İnsanlık suçlarında zaman aşımının olamayacağına dönük düzenlemenin 2005 yılında yürürlüğe girmesinin 5 sanık hakkında zaman aşımı istenmesine gerekçe olamayacağını ifade eden Sarıhan, Avrupa İnsan Hakları Mahkemesi kararları ve Avrupa İnsan Hakları Sözleşmesi’nden örnekler sundu. 12 Eylül darbesine ilişkin soruşturma sürerken, yaşanan işkence olaylarına dair insanların ifadesi alınırken, 1993 yılında yaşanmış Sivas Katliamı’nın zaman aşımına uğratılmasının toplum vicdanını yaralayacağını vurgulayan Sarıhan, “Acılar zaman aşımına uğrar mı? İnsanlığa suçların bağışlanması yoktur. Bunu dünya deneyimleri gösteriyor. 5 sanık için dava düşerse 15 bin kişinin katıldığı bu eylemin üstü kapatılmış olacak. Böyle bir karar bundan sonra bu suçu işleyeceklere cesaret verecektir” diye konuştu. Sarıhan, HSKY Başkan Vekili’nin davanın zaman aşımına uğrayabileceği yönündeki sözlerinin mahkeme heyeti üzerinde baskı oluşturmaması gerektiğini ifade etti. Mahkeme Başkanı, kendi vicdanıyla karar verdiğini, baskı altında kalmadıklarını savundu.

‘İNSANLIK SUÇU’ AMA...

Duruşmaya verilen ararın ardından karar açıklandı. Kararda, katliamın insanlık suçu kapsamına girdiği, bu konuda Türkiye’nin tarafı olduğu uluslararası sözleşmelerin geçerli olduğu vurgulanmasına rağmen, zaman aşımı uygulanamayacağına dair hüküm 2005 yılında düzenlendiği ve hayatta kalan 5 sanık kamu görevlisi olmadığı gerekçesiyle dava düştü.

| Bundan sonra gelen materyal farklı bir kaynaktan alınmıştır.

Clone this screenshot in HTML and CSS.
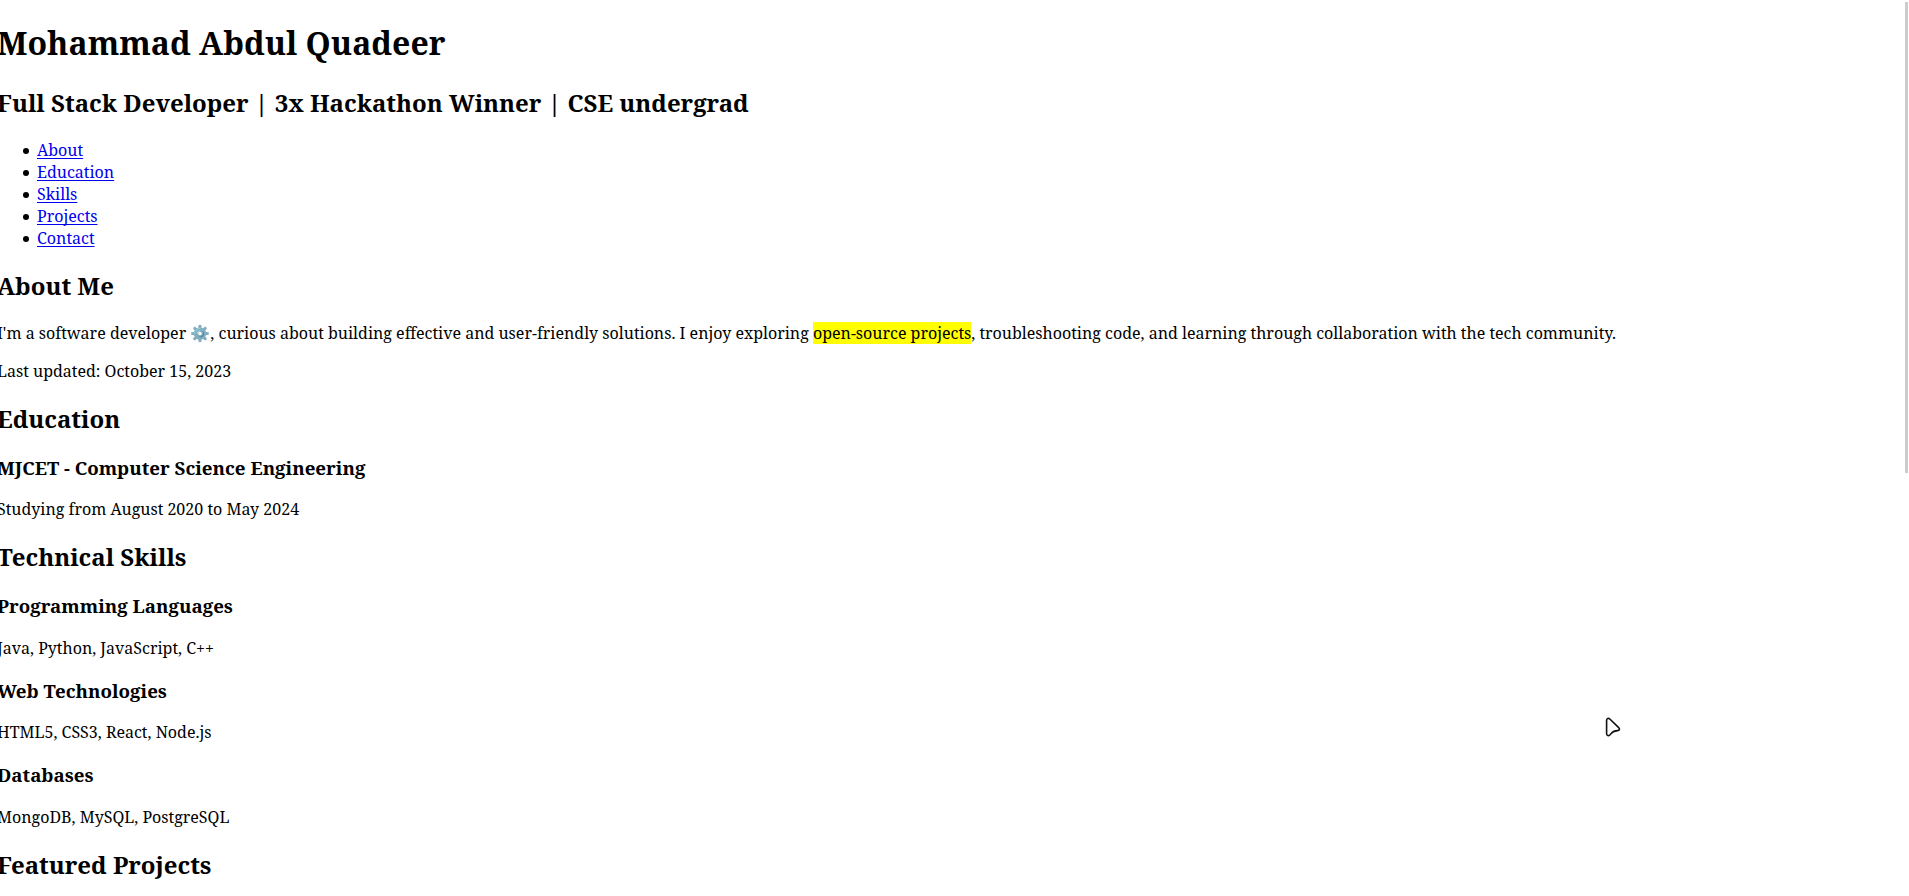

Davanın bundan sonraki yol haritası Yargıtayda görülecek temyiz davasının sonucuna göre şekillenecek.

‘EGEMENLERİN DEĞİL, İNSANLIĞIN HUKUKU’

Duruşma salonunda çıkan mağdur yakınları, milletvekilleri ve Alevi örgütleri temsilcileri, Adliye önünde bekleyen kitlenin yanına gittiler. Burada konuşan PSAKD Genel Başkanı Hüseyin Güzelgül, katliam davasının zaman aşımı nedeniyle düşürülmesinin başka bir insanlık suçu anlamına geldiğini söyledi. Güzelgül, “İnsanlık adına bu yüz kızartıcı suç temyiz edilene kadar takipçisi olacağız” dedi.

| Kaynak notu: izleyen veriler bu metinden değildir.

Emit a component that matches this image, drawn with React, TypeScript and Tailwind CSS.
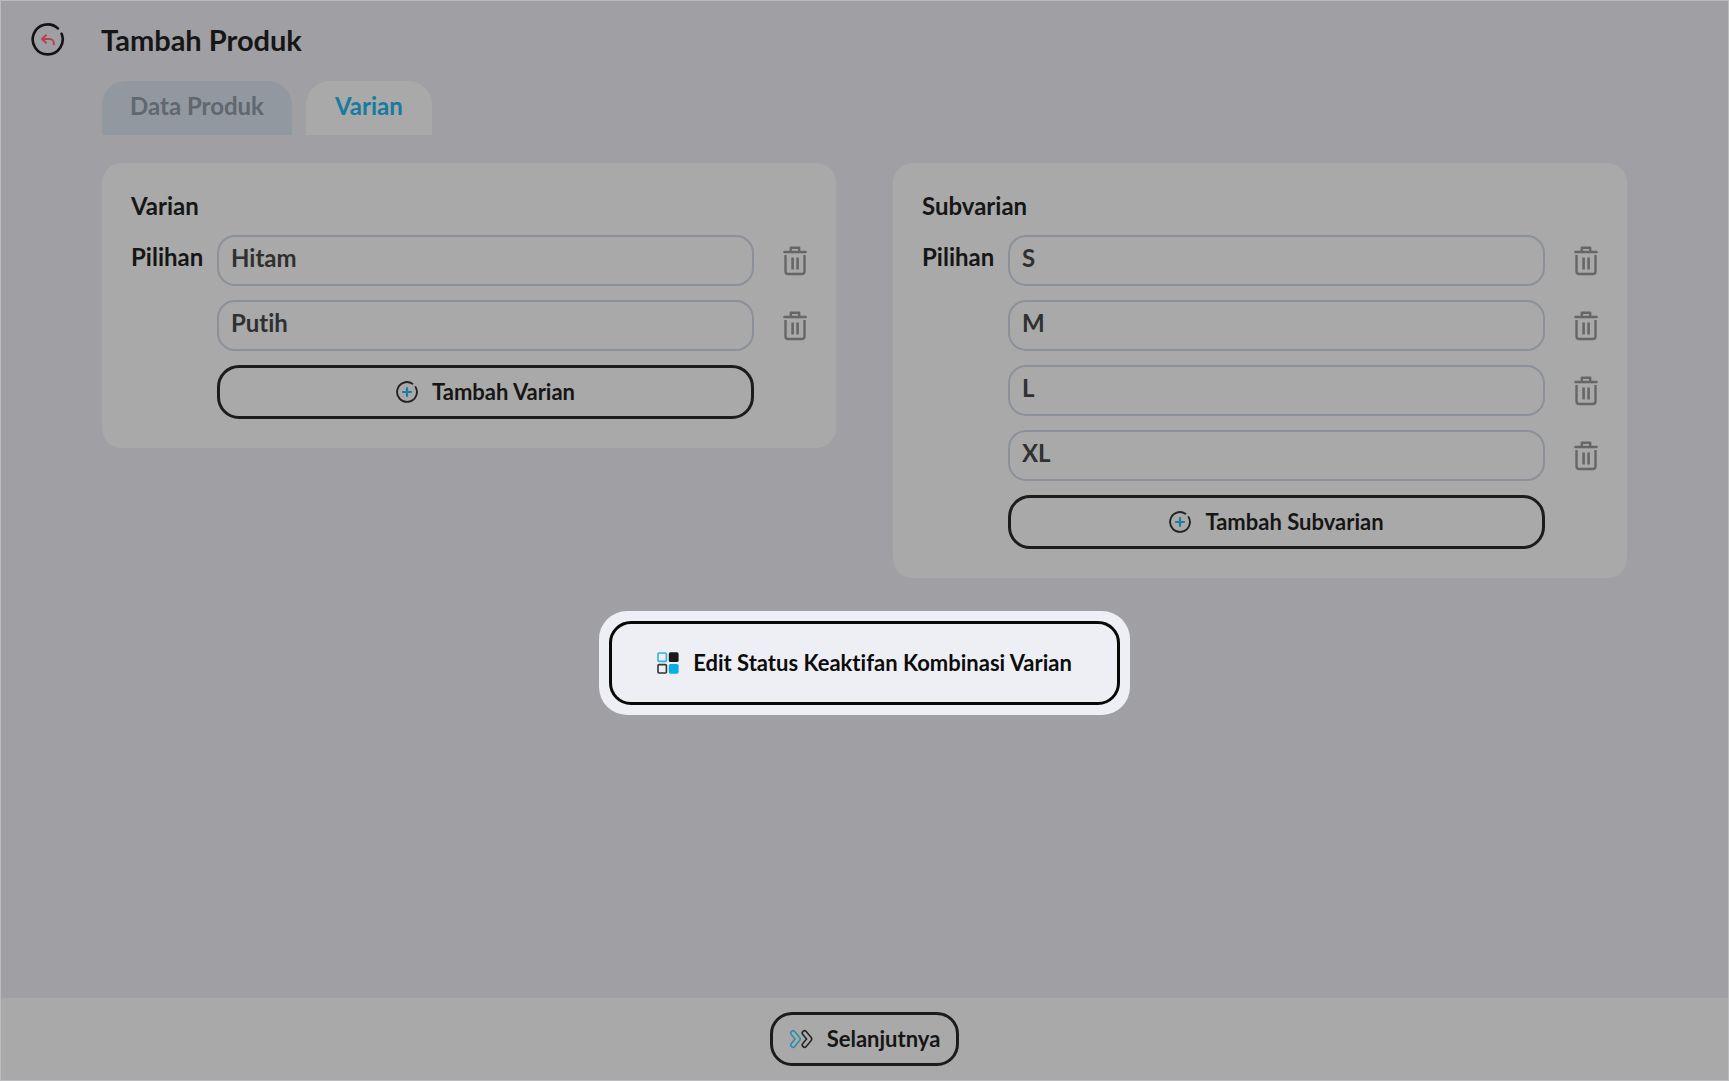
import React from 'react';

function BackIcon() {
  return (
    <svg viewBox="0 0 34 34" className="size-[34px]" fill="none" aria-hidden="true">
      <path d="M25.6 4.4A15 15 0 1 0 29.9 9.4" transform="rotate(6 17 17)" stroke="#131313" strokeWidth="2.6" strokeLinecap="round" />
      <path d="M15 12.2 11 16l4 3.8M11.4 16h7.2a4.2 4.2 0 0 1 4.2 4.2v1.2" stroke="#b34450" strokeWidth="1.9" strokeLinecap="round" strokeLinejoin="round" />
    </svg>
  );
}

function PlusIcon() {
  return (
    <svg viewBox="0 0 22 22" className="size-[22px]" fill="none" aria-hidden="true">
      <path d="M16.4 2.7A9.9 9.9 0 1 0 19.6 6.1" stroke="#222222" strokeWidth="1.9" strokeLinecap="round" />
      <path d="M11 7v8M7 11h8" stroke="#1b7fa3" strokeWidth="2.2" strokeLinecap="round" />
    </svg>
  );
}

function TrashIcon() {
  return (
    <svg viewBox="0 0 24 30" className="h-[30px] w-6" fill="none" stroke="#666666" strokeWidth="2.4" aria-hidden="true">
      <path d="M1.4 6h21.2" strokeLinecap="round" />
      <path d="M7.8 6V1.700h8.400V6" strokeLinejoin="round" />
      <path d="M2.500 9v16.200c0 1.800 1 2.800 2.800 2.800h13.400c1.800 0 2.800-1 2.800-2.800V9" />
      <path d="M9.600 11.500v12M14.600 11.500v12" strokeWidth="2.6" />
    </svg>
  );
}

function GridIcon() {
  return (
    <svg viewBox="0 0 22 22" className="size-[22px]" fill="none" aria-hidden="true">
      <rect x="1" y="1" width="8.4" height="8.4" rx="1" stroke="#2fb3e0" strokeWidth="1.6" />
      <rect x="11.8" y="0.3" width="9.8" height="9.8" rx="1.6" fill="#1a1a1a" />
      <rect x="1" y="12.6" width="8.4" height="8.4" rx="1" stroke="#333333" strokeWidth="1.6" />
      <rect x="11.8" y="11.9" width="9.8" height="9.8" rx="1.6" fill="#09aee2" />
    </svg>
  );
}

function NextIcon() {
  return (
    <svg viewBox="0 0 24 20" className="h-5 w-6" fill="none" strokeLinecap="round" strokeLinejoin="round" aria-hidden="true">
      <path d="M4 4 9 10 4 16" stroke="#2f8dae" strokeWidth="6" />
      <path d="M4 4 9 10 4 16" stroke="#a9a9a9" strokeWidth="2.8" />
      <path d="M15.500 4 20.500 10 15.500 16" stroke="#262626" strokeWidth="6" />
      <path d="M15.500 4 20.500 10 15.500 16" stroke="#a9a9a9" strokeWidth="2.8" />
    </svg>
  );
}

type OptionCardProps = {
  title: string;
  values: string[];
  addLabel: string;
};

function OptionCard({ title, values, addLabel }: OptionCardProps) {
  return (
    <section className="rounded-[20px] bg-[#a9a9a9] p-[29px]">
      <h2 className="leading-7">{title}</h2>
      <div className="mt-[15px] grid grid-cols-[86px_1fr_53px] gap-y-3.5">
        {values.map((value, i) => (
          <React.Fragment key={value}>
            {i === 0 ? (
              <label htmlFor={`${title}-0`} className="pt-2 leading-7">Pilihan</label>
            ) : (
              <span />
            )}
            <input
              id={`${title}-${i}`}
              aria-label={i === 0 ? undefined : `Pilihan ${i + 1}`}
              defaultValue={value}
              className="h-[51px] w-full rounded-[18px] border-2 border-[#8c9199] bg-transparent px-3 pb-1.5 text-[#303030] outline-none"
            />
            <button type="button" aria-label={`Hapus ${value}`} className="flex items-center justify-end">
              <TrashIcon />
            </button>
          </React.Fragment>
        ))}
        <button
          type="button"
          className="col-start-2 flex h-[54px] items-center justify-center gap-3.5 rounded-[22px] border-[3px] border-[#1c1c1c] text-[22px]"
        >
          <PlusIcon />
          {addLabel}
        </button>
      </div>
    </section>
  );
}

export default function App() {
  return (
    <div className="flex min-h-screen flex-col border border-[#bcbcbf] bg-[#a09fa4] font-['Lato',sans-serif] text-2xl font-bold text-[#161616] [font-variant-ligatures:none]">
      <header className="flex items-center pt-[21px] pl-[30px]">
        <button type="button" aria-label="Kembali">
          <BackIcon />
        </button>
        <h1 className="pl-9 text-[29px] leading-9">Tambah Produk</h1>
      </header>

      <main className="flex grow flex-col px-[101px] pt-[23px]">
        <div role="tablist" className="flex gap-3.5 leading-7">
          <button type="button" role="tab" aria-selected="false" className="rounded-t-3xl bg-[#92989f] px-7 pt-[11px] pb-[15px] text-[#60676f]">
            Data Produk
          </button>
          <button type="button" role="tab" aria-selected="true" className="rounded-t-3xl bg-[#a9a9a9] px-[29px] pt-[11px] pb-[15px] text-[#167b9f]">
            Varian
          </button>
        </div>

        <div className="mt-7 grid grid-cols-2 items-start gap-[57px]">
          <OptionCard title="Varian" values={['Hitam', 'Putih']} addLabel="Tambah Varian" />
          <OptionCard title="Subvarian" values={['S', 'M', 'L', 'XL']} addLabel="Tambah Subvarian" />
        </div>

        <div className="mt-[33px] self-center rounded-[28px] bg-[#eeeff5] p-2.5">
          <button type="button" className="flex h-[84px] items-center gap-3.5 rounded-[22px] border-[3px] border-[#090909] px-[45px] text-[22px] text-[#0c0c0c]">
            <GridIcon />
            Edit Status Keaktifan Kombinasi Varian
          </button>
        </div>
      </main>

      <footer className="flex justify-center bg-[#a9a9a9] py-3.5">
        <button type="button" className="flex h-[54px] items-center gap-3.5 rounded-[22px] border-[3px] border-[#1c1c1c] px-4 text-[22px]">
          <NextIcon />
          Selanjutnya
        </button>
      </footer>
    </div>
  );
}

Avukat Şenal Saruhan da, “Egemenlerin hukukunun değil, insanlığa dayalı hukukun tecellisi için mücadele edeceğiz. Hukuk toplumun vicdanıdır ve toplumun vicdanı zaman aşımına hayır diyor” diye konuştu.

POLİS MÜDAHALESİ

Hasret Gültekin’in eşi Yeter Gültekin konuştuğu sırada, bir grup Adliye önünde trafiği kapattı. Bunun üzerine polis Adliye önüne gaz bombaları fırlatmaya başladı. Büyük arbedenin yaşandığı Adliye önünde, yakınlarını kaybeden aileler fenalık geçirdiler. Polis biber gazı ve tazyikli suyla kitleyi Adliye önünden uzaklaştırdı. Polisin müdahalesinden gazeteciler ve eyleme destek veren milletvekilleri de etkilendi.  

POLİS HIZINI ALAMADI

Daha sonra bir grup demokratik kitle örgütü temsilcisi Ziya Gökalp Caddesi’nde bulunan PSAKD önünde basın açıklaması yapmak istedi. Ancak polis burada da açıklama yapılmasına izin vermedi. Yine biber gazı ve gaz bombalarıyla kitleye müdahale etti. Polis kitleyi ara sokaklarda da kovaladı.